- **Prompt**: In the records that follow, show each line where the word "index" is present.

- **Records for the exercise**:

--- BEGIN ---

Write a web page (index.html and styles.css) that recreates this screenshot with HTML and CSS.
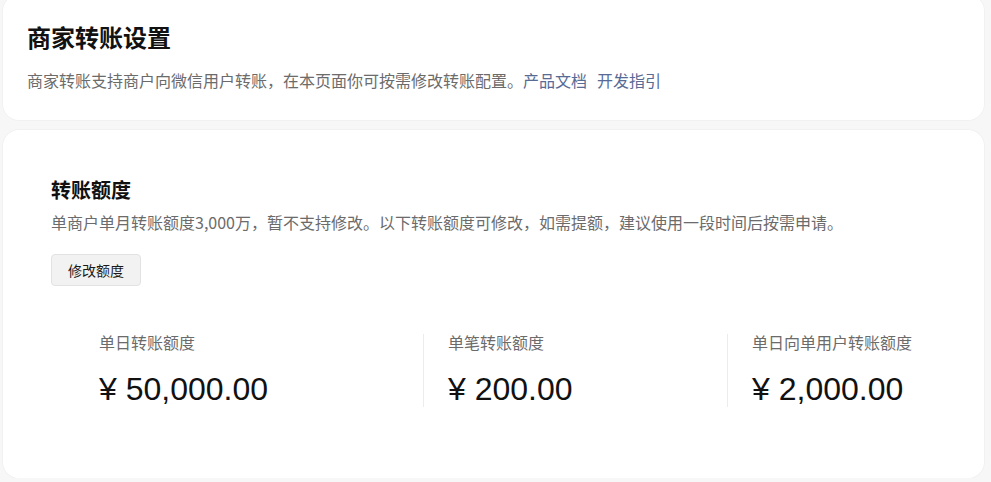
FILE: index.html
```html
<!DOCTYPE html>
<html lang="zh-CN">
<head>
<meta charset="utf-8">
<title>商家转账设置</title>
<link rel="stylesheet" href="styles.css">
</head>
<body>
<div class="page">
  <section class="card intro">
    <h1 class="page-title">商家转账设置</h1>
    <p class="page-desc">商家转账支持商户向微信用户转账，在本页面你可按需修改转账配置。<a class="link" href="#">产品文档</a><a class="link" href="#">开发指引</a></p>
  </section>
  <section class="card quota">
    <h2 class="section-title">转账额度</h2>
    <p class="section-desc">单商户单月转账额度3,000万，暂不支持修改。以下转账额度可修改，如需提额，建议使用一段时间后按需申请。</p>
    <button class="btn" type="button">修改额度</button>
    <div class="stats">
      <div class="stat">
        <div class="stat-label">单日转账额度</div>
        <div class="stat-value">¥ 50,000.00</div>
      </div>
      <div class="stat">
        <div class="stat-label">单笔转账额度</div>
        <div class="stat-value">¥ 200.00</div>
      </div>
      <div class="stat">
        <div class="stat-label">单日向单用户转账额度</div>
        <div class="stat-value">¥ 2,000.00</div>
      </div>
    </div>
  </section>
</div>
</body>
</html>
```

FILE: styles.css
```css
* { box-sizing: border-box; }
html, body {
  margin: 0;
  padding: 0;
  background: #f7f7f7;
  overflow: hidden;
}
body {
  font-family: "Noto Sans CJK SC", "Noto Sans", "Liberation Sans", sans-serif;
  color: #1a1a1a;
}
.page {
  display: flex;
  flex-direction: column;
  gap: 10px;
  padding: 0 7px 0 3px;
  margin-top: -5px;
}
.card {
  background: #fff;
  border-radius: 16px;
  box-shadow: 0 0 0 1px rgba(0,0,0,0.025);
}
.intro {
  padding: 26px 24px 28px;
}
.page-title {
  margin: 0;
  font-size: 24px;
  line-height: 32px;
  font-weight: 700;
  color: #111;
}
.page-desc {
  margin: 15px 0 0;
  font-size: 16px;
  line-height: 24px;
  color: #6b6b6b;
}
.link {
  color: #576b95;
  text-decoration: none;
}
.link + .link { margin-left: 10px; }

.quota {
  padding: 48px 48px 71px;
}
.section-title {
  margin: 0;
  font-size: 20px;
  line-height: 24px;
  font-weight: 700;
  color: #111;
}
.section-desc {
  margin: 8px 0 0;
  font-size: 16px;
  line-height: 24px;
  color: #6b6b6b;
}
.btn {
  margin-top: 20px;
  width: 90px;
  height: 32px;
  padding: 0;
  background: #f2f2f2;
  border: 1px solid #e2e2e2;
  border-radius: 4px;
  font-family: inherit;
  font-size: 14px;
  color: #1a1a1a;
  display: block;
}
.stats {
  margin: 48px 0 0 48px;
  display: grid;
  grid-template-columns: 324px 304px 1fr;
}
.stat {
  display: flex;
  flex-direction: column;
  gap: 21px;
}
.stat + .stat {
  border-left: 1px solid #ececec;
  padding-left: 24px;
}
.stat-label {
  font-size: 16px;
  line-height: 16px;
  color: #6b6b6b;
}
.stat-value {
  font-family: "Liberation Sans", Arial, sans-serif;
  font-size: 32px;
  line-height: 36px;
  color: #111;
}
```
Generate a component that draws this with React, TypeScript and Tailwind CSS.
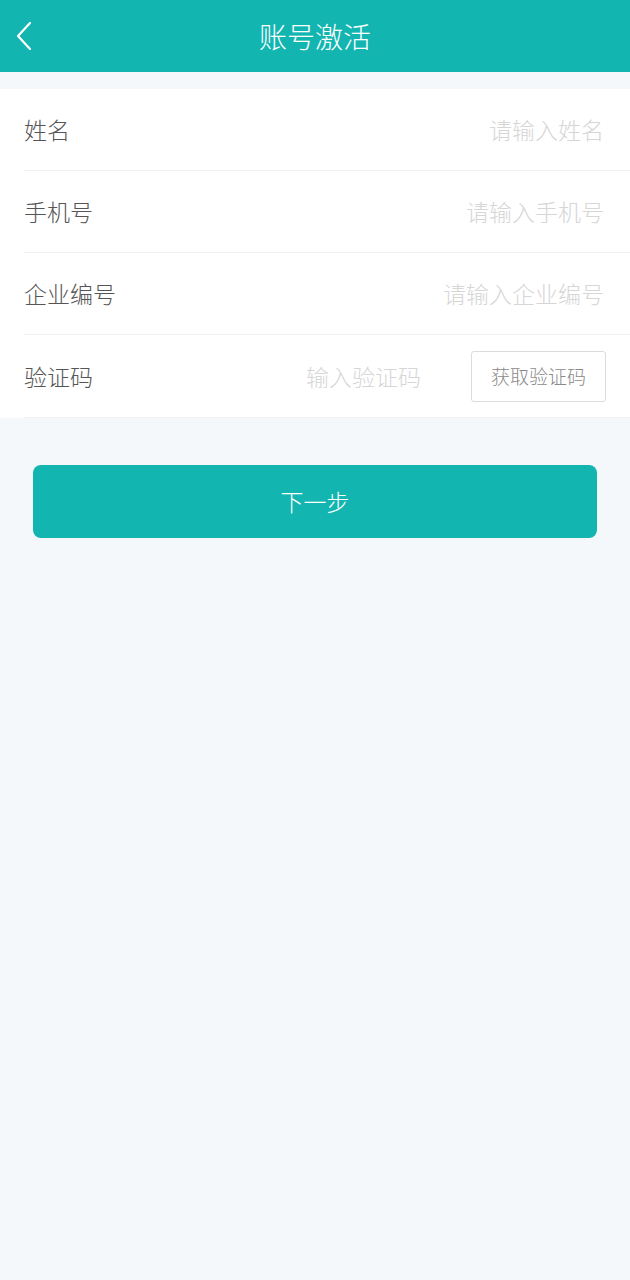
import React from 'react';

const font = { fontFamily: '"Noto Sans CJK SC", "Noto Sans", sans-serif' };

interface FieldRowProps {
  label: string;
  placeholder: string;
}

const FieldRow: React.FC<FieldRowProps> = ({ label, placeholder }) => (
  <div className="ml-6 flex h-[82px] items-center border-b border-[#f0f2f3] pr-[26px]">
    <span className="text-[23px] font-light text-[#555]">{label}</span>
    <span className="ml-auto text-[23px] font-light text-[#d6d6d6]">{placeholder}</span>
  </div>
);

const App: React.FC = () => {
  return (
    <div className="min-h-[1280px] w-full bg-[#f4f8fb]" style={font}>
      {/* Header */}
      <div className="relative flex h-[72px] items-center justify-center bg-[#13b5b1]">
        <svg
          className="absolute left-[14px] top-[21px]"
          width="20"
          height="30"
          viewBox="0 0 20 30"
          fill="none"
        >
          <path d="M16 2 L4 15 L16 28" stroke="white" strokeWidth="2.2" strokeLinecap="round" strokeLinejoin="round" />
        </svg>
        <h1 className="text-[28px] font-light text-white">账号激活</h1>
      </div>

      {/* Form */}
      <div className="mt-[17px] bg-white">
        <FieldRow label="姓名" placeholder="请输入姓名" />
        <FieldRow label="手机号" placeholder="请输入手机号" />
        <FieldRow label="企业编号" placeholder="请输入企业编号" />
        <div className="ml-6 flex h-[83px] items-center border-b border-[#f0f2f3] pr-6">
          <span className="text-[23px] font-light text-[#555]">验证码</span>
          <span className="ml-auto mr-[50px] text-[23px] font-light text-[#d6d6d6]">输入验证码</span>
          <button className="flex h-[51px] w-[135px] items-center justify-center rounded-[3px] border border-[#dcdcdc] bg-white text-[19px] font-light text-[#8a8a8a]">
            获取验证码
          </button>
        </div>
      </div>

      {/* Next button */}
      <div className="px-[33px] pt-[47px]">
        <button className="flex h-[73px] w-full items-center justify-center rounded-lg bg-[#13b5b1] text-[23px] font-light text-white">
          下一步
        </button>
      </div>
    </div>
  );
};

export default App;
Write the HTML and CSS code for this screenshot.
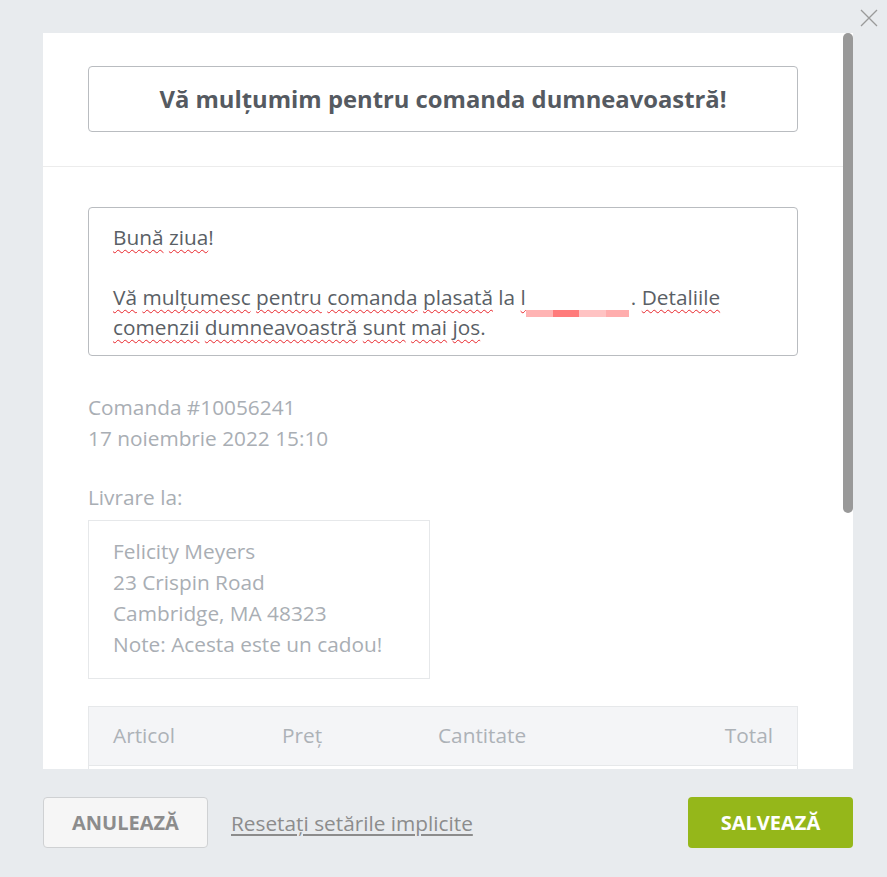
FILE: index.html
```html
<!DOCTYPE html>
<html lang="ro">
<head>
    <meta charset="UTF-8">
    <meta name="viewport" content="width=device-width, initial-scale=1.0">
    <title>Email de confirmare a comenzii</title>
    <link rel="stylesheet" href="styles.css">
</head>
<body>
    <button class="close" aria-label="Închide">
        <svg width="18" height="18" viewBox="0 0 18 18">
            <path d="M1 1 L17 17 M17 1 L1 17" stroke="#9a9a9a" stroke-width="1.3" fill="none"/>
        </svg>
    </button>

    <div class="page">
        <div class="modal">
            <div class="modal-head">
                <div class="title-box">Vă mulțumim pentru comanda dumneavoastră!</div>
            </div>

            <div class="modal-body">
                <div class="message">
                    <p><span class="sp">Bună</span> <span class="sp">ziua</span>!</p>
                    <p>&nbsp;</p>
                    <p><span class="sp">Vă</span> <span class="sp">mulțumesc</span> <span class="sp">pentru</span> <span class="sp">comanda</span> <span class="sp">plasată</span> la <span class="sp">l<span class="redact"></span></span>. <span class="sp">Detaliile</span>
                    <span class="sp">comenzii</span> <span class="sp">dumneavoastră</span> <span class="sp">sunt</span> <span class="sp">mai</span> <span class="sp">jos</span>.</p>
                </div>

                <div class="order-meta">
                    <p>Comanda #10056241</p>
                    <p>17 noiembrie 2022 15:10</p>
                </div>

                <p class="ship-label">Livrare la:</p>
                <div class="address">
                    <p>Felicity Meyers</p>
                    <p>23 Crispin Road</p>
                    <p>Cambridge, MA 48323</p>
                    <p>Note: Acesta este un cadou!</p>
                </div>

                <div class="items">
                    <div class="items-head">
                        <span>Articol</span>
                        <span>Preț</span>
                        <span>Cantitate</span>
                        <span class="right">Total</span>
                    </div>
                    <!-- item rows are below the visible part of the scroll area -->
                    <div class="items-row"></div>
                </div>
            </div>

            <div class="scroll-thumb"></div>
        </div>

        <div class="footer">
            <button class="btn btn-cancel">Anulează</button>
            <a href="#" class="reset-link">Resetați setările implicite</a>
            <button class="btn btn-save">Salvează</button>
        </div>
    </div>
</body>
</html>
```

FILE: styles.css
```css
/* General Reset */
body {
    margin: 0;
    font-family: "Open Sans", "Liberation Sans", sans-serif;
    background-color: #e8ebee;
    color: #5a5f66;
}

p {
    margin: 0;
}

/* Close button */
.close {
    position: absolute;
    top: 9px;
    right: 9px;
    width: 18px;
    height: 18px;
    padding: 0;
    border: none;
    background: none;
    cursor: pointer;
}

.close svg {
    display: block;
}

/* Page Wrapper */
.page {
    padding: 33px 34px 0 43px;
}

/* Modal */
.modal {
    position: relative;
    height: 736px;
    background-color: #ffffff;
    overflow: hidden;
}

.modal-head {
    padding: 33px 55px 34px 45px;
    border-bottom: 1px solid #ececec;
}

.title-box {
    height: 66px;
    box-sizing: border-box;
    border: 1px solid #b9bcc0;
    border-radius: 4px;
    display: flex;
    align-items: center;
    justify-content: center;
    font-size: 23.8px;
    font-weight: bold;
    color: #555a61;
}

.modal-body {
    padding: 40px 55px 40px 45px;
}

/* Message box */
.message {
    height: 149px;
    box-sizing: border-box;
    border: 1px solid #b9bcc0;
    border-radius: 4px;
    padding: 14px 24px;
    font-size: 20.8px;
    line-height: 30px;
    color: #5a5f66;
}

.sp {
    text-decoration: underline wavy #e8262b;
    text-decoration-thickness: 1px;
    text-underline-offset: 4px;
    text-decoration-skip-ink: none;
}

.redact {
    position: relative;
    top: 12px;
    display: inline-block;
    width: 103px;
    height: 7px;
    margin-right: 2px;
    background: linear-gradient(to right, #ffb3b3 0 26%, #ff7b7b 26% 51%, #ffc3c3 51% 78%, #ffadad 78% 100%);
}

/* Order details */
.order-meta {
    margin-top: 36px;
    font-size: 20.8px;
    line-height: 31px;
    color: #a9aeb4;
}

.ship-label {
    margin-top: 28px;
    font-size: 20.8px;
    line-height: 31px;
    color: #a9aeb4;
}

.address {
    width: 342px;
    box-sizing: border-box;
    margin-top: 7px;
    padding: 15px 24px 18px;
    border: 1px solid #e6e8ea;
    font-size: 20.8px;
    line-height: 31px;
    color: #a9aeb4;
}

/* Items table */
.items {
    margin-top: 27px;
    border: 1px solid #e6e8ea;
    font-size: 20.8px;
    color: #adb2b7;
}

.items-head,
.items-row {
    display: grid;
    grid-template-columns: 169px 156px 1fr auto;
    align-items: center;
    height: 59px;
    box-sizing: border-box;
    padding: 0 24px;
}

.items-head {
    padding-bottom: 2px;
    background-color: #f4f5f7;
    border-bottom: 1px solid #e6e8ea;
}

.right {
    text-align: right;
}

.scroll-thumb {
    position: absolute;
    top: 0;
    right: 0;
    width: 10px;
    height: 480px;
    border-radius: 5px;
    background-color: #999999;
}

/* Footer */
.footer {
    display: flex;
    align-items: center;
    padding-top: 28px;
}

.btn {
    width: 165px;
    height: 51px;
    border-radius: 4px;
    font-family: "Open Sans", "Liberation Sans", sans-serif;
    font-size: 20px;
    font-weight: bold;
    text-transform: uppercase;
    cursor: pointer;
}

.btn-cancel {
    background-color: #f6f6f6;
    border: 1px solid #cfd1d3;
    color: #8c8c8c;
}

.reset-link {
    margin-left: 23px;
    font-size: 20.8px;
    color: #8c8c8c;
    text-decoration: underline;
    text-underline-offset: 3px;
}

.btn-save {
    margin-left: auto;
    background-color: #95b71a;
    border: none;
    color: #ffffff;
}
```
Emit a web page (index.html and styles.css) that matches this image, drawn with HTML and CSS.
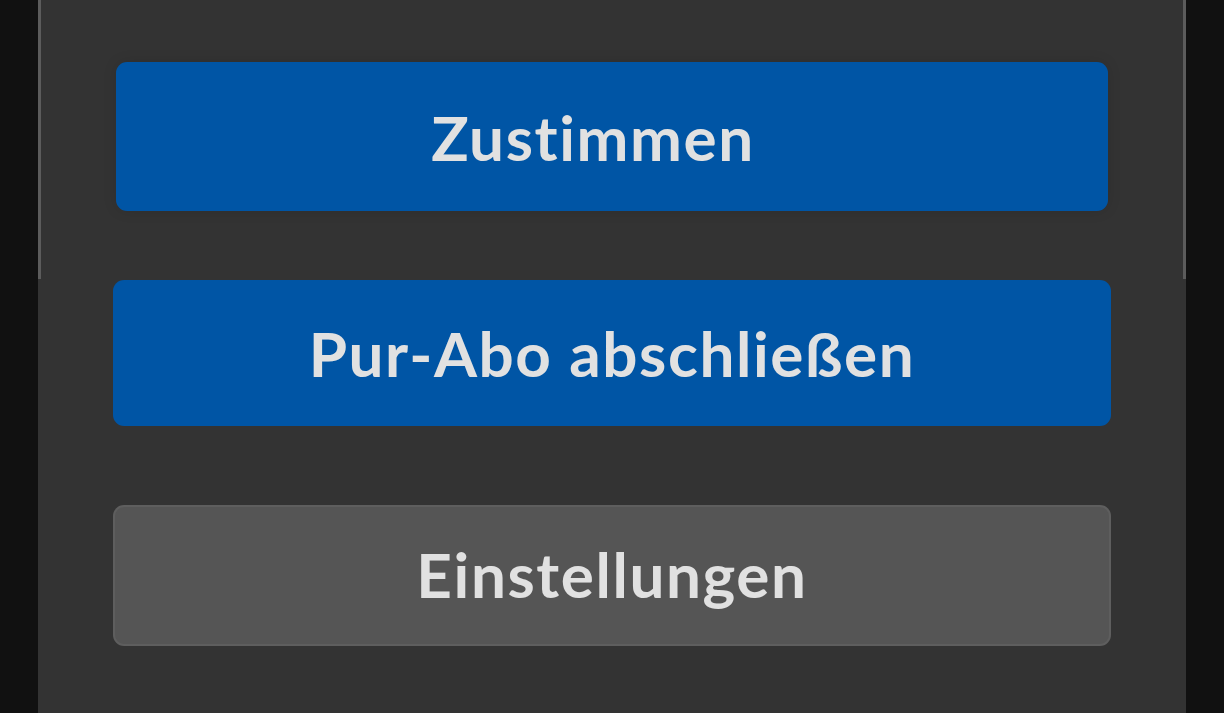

--- END ---

- **Solution to this exercise**:
Write a web page (index.html and styles.css) that recreates this screenshot with HTML and CSS.
FILE: index.html
FILE: index.html
Emit a web page (index.html and styles.css) that matches this image, drawn with HTML and CSS.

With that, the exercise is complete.